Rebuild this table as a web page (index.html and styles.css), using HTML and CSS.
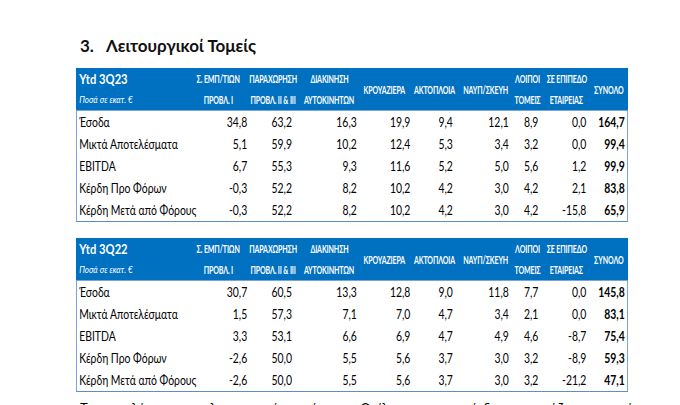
FILE: index.html
```html
<!DOCTYPE html>
<html lang="el">
<head>
<meta charset="utf-8">
<title>Λειτουργικοί Τομείς</title>
<link rel="stylesheet" href="styles.css">
</head>
<body>
<div class="page">
  <h2 class="title"><span class="num">3.</span>Λειτουργικοί Τομείς</h2>

  <div class="tbl">
    <div class="hdr">
      <div class="h first"><span class="ytd">Ytd 3Q23</span><span class="unit">Ποσά σε εκατ. €</span></div>
      <div class="h"><span class="c">Σ. ΕΜΠ/ΤΙΩΝ</span><span class="c">ΠΡΟΒΛ. Ι</span></div>
      <div class="h"><span class="c">ΠΑΡΑΧΩΡΗΣΗ</span><span class="c">ΠΡΟΒΛ. ΙΙ &amp; ΙΙΙ</span></div>
      <div class="h"><span class="c">ΔΙΑΚΙΝΗΣΗ</span><span class="c">ΑΥΤΟΚΙΝΗΤΩΝ</span></div>
      <div class="h"><span class="c">ΚΡΟΥΑΖΙΕΡΑ</span></div>
      <div class="h"><span class="c">ΑΚΤΟΠΛΟΙΑ</span></div>
      <div class="h"><span class="c">ΝΑΥΠ/ΣΚΕΥΗ</span></div>
      <div class="h"><span class="c">ΛΟΙΠΟΙ</span><span class="c">ΤΟΜΕΙΣ</span></div>
      <div class="h"><span class="c">ΣΕ ΕΠΙΠΕΔΟ</span><span class="c">ΕΤΑΙΡΕΙΑΣ</span></div>
      <div class="h"><span class="c">ΣΥΝΟΛΟ</span></div>
    </div>
    <div class="body">
      <div class="row"><div class="lbl">Έσοδα</div><div>34,8</div><div>63,2</div><div>16,3</div><div>19,9</div><div>9,4</div><div>12,1</div><div>8,9</div><div>0,0</div><div class="tot">164,7</div></div>
      <div class="row"><div class="lbl">Μικτά Αποτελέσματα</div><div>5,1</div><div>59,9</div><div>10,2</div><div>12,4</div><div>5,3</div><div>3,4</div><div>3,2</div><div>0,0</div><div class="tot">99,4</div></div>
      <div class="row"><div class="lbl">EBITDA</div><div>6,7</div><div>55,3</div><div>9,3</div><div>11,6</div><div>5,2</div><div>5,0</div><div>5,6</div><div>1,2</div><div class="tot">99,9</div></div>
      <div class="row"><div class="lbl">Κέρδη Προ Φόρων</div><div>-0,3</div><div>52,2</div><div>8,2</div><div>10,2</div><div>4,2</div><div>3,0</div><div>4,2</div><div>2,1</div><div class="tot">83,8</div></div>
      <div class="row"><div class="lbl">Κέρδη Μετά από Φόρους</div><div>-0,3</div><div>52,2</div><div>8,2</div><div>10,2</div><div>4,2</div><div>3,0</div><div>4,2</div><div>-15,8</div><div class="tot">65,9</div></div>
    </div>
  </div>

  <div class="tbl second">
    <div class="hdr">
      <div class="h first"><span class="ytd">Ytd 3Q22</span><span class="unit">Ποσά σε εκατ. €</span></div>
      <div class="h"><span class="c">Σ. ΕΜΠ/ΤΙΩΝ</span><span class="c">ΠΡΟΒΛ. Ι</span></div>
      <div class="h"><span class="c">ΠΑΡΑΧΩΡΗΣΗ</span><span class="c">ΠΡΟΒΛ. ΙΙ &amp; ΙΙΙ</span></div>
      <div class="h"><span class="c">ΔΙΑΚΙΝΗΣΗ</span><span class="c">ΑΥΤΟΚΙΝΗΤΩΝ</span></div>
      <div class="h"><span class="c">ΚΡΟΥΑΖΙΕΡΑ</span></div>
      <div class="h"><span class="c">ΑΚΤΟΠΛΟΙΑ</span></div>
      <div class="h"><span class="c">ΝΑΥΠ/ΣΚΕΥΗ</span></div>
      <div class="h"><span class="c">ΛΟΙΠΟΙ</span><span class="c">ΤΟΜΕΙΣ</span></div>
      <div class="h"><span class="c">ΣΕ ΕΠΙΠΕΔΟ</span><span class="c">ΕΤΑΙΡΕΙΑΣ</span></div>
      <div class="h"><span class="c">ΣΥΝΟΛΟ</span></div>
    </div>
    <div class="body">
      <div class="row"><div class="lbl">Έσοδα</div><div>30,7</div><div>60,5</div><div>13,3</div><div>12,8</div><div>9,0</div><div>11,8</div><div>7,7</div><div>0,0</div><div class="tot">145,8</div></div>
      <div class="row"><div class="lbl">Μικτά Αποτελέσματα</div><div>1,5</div><div>57,3</div><div>7,1</div><div>7,0</div><div>4,7</div><div>3,4</div><div>2,1</div><div>0,0</div><div class="tot">83,1</div></div>
      <div class="row"><div class="lbl">EBITDA</div><div>3,3</div><div>53,1</div><div>6,6</div><div>6,9</div><div>4,7</div><div>4,9</div><div>4,6</div><div>-8,7</div><div class="tot">75,4</div></div>
      <div class="row"><div class="lbl">Κέρδη Προ Φόρων</div><div>-2,6</div><div>50,0</div><div>5,5</div><div>5,6</div><div>3,7</div><div>3,0</div><div>3,2</div><div>-8,9</div><div class="tot">59,3</div></div>
      <div class="row"><div class="lbl">Κέρδη Μετά από Φόρους</div><div>-2,6</div><div>50,0</div><div>5,5</div><div>5,6</div><div>3,7</div><div>3,0</div><div>3,2</div><div>-21,2</div><div class="tot">47,1</div></div>
    </div>
  </div>

  <p class="note">Τα αποτελέσματα των λειτουργικών τομέων του Ομίλου για την περίοδο παρουσιάζονται ανωτέρω.</p>
</div>
</body>
</html>
```

FILE: styles.css
```css
html, body {
  margin: 0;
  padding: 0;
  background: #ffffff;
}

body {
  width: 680px;
  height: 405px;
  overflow: hidden;
  font-family: Lato, "Open Sans", "Liberation Sans", sans-serif;
  color: #000000;
}

.page {
  padding: 36px 0 0 76px;
}

.title {
  margin: 0 0 12px 4px;
  font-family: Lato, "Open Sans", "Liberation Sans", sans-serif;
  font-size: 17px;
  font-weight: bold;
  line-height: 20px;
  color: #111111;
}

.title .num {
  display: inline-block;
  width: 26px;
}

/* the table is a horizontally compressed picture in the source document */
.tbl {
  width: 690px;
  transform: scaleX(0.8);
  transform-origin: 0 0;
}

.tbl.second {
  margin-top: 16px;
}

.hdr,
.row {
  display: grid;
  grid-template-columns: 142px 72px 65px 75px 63px 63px 65px 38px 60px 47px;
}

.hdr {
  background: #0070c0;
  color: #ffffff;
  height: 42px;
}

.h {
  display: flex;
  flex-direction: column;
  justify-content: center;
  align-items: center;
  font-size: 11px;
  font-weight: bold;
  line-height: 21px;
  white-space: nowrap;
}

.h .c {
  display: inline-block;
  transform: scaleX(0.8);
  letter-spacing: -0.2px;
}

.h.first {
  align-items: flex-start;
  padding-left: 4px;
}

.h .ytd {
  font-size: 14px;
  font-weight: bold;
}

.h .unit {
  font-size: 10px;
  font-weight: normal;
  font-style: italic;
}

.body {
  border: 1px solid #5a8fc9;
  border-top: 1px solid #7aa6d6;
}

.row {
  height: 22px;
  line-height: 22px;
  font-size: 13px;
}

.row > div {
  text-align: right;
  white-space: nowrap;
}

.row > .lbl {
  text-align: left;
  padding-left: 3px;
}

.row > div:nth-child(2) { padding-right: 1px; }
.row > div:nth-child(3) { padding-right: 10px; }
.row > div:nth-child(4) { padding-right: 4px; }
.row > div:nth-child(5) { padding-right: 0; }
.row > div:nth-child(6) { padding-right: 10px; }
.row > div:nth-child(7) { padding-right: 5px; }
.row > div:nth-child(8) { padding-right: 6px; }
.row > div:nth-child(9) { padding-right: 6px; }
.row > div:nth-child(10) { padding-right: 5px; }

.row > .tot {
  font-weight: bold;
}

.note {
  margin: 7px 0 0 4px;
  font-size: 13px;
  line-height: 18px;
}
```
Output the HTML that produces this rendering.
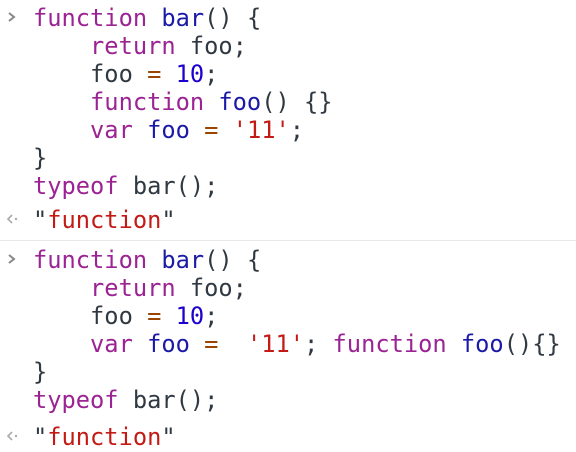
<!DOCTYPE html>
<html><head><style>
body{margin:0;width:576px;height:452px;background:#fff;overflow:hidden;font-family:"DejaVu Sans Mono","Liberation Mono",monospace;font-size:23.7px;color:#303942}
.l{position:absolute;left:33px;white-space:pre;line-height:28px;height:28px}
.k{color:#9b2393}.f{color:#1a1aa6}.n{color:#1c00cf}.s{color:#c41a16}.o{color:#994500}
svg{position:absolute;left:4px}
.hr{position:absolute;left:0;top:240px;width:576px;height:1px;background:#e8e8e8}
</style></head><body>
<svg style="top:10px" width="14" height="14"><path d="M5 3 L10 7 L5 11" stroke="#888" stroke-width="2" fill="none"/></svg>
<div class="l" style="top:4px"><span class="k">function</span> <span class="f">bar</span>() {</div>
<div class="l" style="top:32px">    <span class="k">return</span> foo;</div>
<div class="l" style="top:60px">    foo <span class="o">=</span> <span class="n">10</span>;</div>
<div class="l" style="top:88px">    <span class="k">function</span> <span class="f">foo</span>() {}</div>
<div class="l" style="top:116px">    <span class="k">var</span> <span class="f">foo</span> <span class="o">=</span> <span class="s">'11'</span>;</div>
<div class="l" style="top:144px">}</div>
<div class="l" style="top:172px"><span class="k">typeof</span> bar();</div>
<svg style="top:212px" width="16" height="14"><path d="M8 3 L4 7 L8 11" stroke="#aaa" stroke-width="1.6" fill="none"/><circle cx="12" cy="7" r="1.2" fill="#aaa"/></svg>
<div class="l" style="top:206px">"<span class="s">function</span>"</div>
<div class="hr"></div>
<svg style="top:252px" width="14" height="14"><path d="M5 3 L10 7 L5 11" stroke="#888" stroke-width="2" fill="none"/></svg>
<div class="l" style="top:246px"><span class="k">function</span> <span class="f">bar</span>() {</div>
<div class="l" style="top:274px">    <span class="k">return</span> foo;</div>
<div class="l" style="top:302px">    foo <span class="o">=</span> <span class="n">10</span>;</div>
<div class="l" style="top:330px">    <span class="k">var</span> <span class="f">foo</span> <span class="o">=</span>  <span class="s">'11'</span>; <span class="k">function</span> <span class="f">foo</span>(){}</div>
<div class="l" style="top:358px">}</div>
<div class="l" style="top:386px"><span class="k">typeof</span> bar();</div>
<svg style="top:429px" width="16" height="14"><path d="M8 3 L4 7 L8 11" stroke="#aaa" stroke-width="1.6" fill="none"/><circle cx="12" cy="7" r="1.2" fill="#aaa"/></svg>
<div class="l" style="top:423px">"<span class="s">function</span>"</div>
</body></html>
========================================================================
§ Exercise instructions: Find the word "styles" in the entries above and gather every line that holds it.

§ Expected output:
Rebuild this table as a web page (index.html and styles.css), using HTML and CSS.
<link rel="stylesheet" href="styles.css">
FILE: styles.css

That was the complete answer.